Neutrino Properties with Ground-Based Millimeter-Wavelength Line Intensity Mapping

Line intensity mapping (LIM) is emerging as a powerful technique to map the cosmic large-scale structure and to probe cosmology over a wide range of redshifts and spatial scales. We perform Fisher forecasts to determine the optimal design of wide-field ground-based mm-wavelength LIM surveys for constraining properties of neutrinos and light relics.

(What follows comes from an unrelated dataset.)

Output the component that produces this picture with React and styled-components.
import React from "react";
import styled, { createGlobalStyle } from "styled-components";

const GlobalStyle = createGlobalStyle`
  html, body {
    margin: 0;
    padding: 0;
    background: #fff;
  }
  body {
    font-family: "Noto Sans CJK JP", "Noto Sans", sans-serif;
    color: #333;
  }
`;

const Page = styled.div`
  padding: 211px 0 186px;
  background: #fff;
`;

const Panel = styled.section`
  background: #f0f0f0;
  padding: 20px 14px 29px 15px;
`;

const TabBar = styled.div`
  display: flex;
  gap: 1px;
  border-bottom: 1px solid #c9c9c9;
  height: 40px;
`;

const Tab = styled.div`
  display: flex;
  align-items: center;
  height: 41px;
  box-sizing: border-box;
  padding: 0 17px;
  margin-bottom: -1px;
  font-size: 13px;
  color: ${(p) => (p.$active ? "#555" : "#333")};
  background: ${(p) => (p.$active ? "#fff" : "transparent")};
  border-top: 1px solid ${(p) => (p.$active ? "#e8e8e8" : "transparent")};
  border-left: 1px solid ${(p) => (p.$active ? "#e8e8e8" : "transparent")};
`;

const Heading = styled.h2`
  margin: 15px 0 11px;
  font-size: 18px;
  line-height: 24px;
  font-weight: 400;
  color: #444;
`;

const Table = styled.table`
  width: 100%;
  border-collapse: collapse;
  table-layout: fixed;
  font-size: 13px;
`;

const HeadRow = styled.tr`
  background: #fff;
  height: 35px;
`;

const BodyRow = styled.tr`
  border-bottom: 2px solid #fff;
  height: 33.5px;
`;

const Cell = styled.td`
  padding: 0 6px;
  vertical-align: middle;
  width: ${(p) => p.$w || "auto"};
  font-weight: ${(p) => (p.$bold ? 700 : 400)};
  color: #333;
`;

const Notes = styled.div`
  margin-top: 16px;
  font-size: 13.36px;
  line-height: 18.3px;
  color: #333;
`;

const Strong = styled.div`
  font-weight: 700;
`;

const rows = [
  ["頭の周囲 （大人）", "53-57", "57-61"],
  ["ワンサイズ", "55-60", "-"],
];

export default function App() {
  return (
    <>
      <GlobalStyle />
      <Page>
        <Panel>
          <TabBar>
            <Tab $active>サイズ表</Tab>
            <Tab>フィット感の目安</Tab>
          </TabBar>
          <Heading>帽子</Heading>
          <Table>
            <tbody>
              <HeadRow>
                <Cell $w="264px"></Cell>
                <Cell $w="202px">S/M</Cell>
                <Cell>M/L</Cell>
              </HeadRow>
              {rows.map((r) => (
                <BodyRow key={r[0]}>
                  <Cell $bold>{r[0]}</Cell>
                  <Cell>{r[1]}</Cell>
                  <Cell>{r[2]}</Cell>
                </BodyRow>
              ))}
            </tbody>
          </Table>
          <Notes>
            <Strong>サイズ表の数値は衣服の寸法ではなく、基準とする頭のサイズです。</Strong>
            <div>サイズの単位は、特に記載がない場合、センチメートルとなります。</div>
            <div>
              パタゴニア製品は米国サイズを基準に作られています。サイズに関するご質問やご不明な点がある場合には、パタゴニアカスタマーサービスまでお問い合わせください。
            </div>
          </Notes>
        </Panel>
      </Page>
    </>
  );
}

We consider measuring the auto-power spectra of several CO rotational lines (from J=2-1 to J=6-5) and the [CII] fine-structure line in the redshift range of $0.25<z<12$. We study the constraints with and without interloper lines as a source of noise in our analysis, and for several one- and multi-parameter extensions of $\Lambda$CDM. We show that LIM surveys deployable this decade, in combination with existing CMB (primary) data, could achieve order of magnitude improvements over Planck constraints on $N_{\rm eff}$ and $M_\nu$. Compared to next-generation CMB and galaxy surveys, a LIM experiment of this scale could achieve bounds that are a factor of $\sim3$ better than those forecasted for surveys such as EUCLID (galaxy clustering), and potentially exceed the constraining power of CMB-S4 by a factor of $\sim1.5$ and $\sim3$ for $N_{\rm eff}$ and $M_\nu$, respectively. We show that the forecasted constraints are not substantially affected when enlarging the parameter space, and additionally, demonstrate that such a survey could also be used to measure $\Lambda$CDM parameters and the dark energy equation of state exquisitely well.